By Matt Deres
Moore’s Law famously posited that the number of transistors on integrated circuits would double every two years. In turn, this has been interpreted to mean that processing power would also grow at the same rate. And in the 50+ years since Intel’s Gordon Moore first made his prediction, that has (roughly) been the case. But it hasn’t been a smooth, even rise. Progress has been jerky and messy. If you were to look at a chart cataloging compute power, it would look a lot more like a seismograph reading than a hockey stick. IT security is the same way.
Just as processing speeds have suddenly lurched upward because of certain events, like the introduction of the Pentium chip, the advent of 3G and 4G mobile, and the rise of the cloud, IT security has also gotten better in fits and starts. Innovations such as BYOD completely changed how we think about firewalls. Due to the blurred lines between personal and business use, tools like Google Docs or Dropbox forced us to address how we keep sensitive documents secure. And now the COVID-19 pandemic is rewriting the rules on just about everything.
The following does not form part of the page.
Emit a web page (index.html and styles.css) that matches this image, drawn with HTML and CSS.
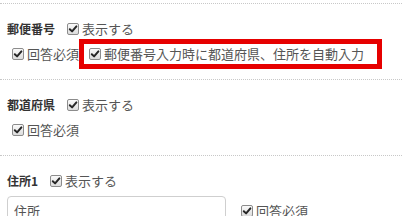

For starters, no CIO in the world envisioned a day when every single person in their organization would simply work from home—and stay there for three or four months. And yet here we are, in a world where literally millions of people are accessing and sharing incredibly sensitive data on uncontrolled, residential internet connections. Some, not all, are even working from their own personal devices, which means that they’re using the same computers that they use to surf the web with zero restrictions. NGFW doesn’t matter when everyone is sitting on their couches wearing sweatpants. It’s a recipe for destructive malware attacks that we never expected.
And if that weren’t bad enough, it’s not just the “civilians” who are working from home; entire IT teams are also working remotely. This has made it exponentially more challenging to develop policies and protocols to protect data. Even basic tasks like helping people change their passwords or access the VPN are infinitely more challenging than they were a month ago.
So, what long-term effects will these new challenges have on data security? For starters, we’re already seeing improved programs with better mail filtering, data loss prevention (DLP), and endpoint security. Supporting this software will be more defined corporate materials to educate employees on password, identity, and access management. Could a greater focus on security push biometrics, like fingerprint and facial recognition technology, to become more widely used? Or will companies gravitate towards zero trust, where access to specific data and resources is only granted on an as-needed basis? Biometric technology and zero-trust models already exist. It’s just a matter of adopting them.
As crazy as our current situation is, the future may be even stranger. We don’t know when we’ll be allowed back in our offices, and we don’t even know what that will look like once social distancing rules start relaxing. Will people come back? If they do, will they only be in the office a few days a week? Can we improve the mobility of our IT services without compromising security? These are the unknowns that I think about every second of every day. We’re in a crisis response mode right now, but we also need to look ahead to the future. And none of us really know what that future will look like.
Matt Deres is senior vice president and chief information officer at Rocket Software, a Boston area-based software development firm specializing in application modernization and optimization, where he oversees IT strategy for the company’s domestic and global operations. He has more 15 years of senior-level transformational IT experience, having previously served in key leadership roles ACI Worldwide, PTC and Thermo Fisher Scientific, among others.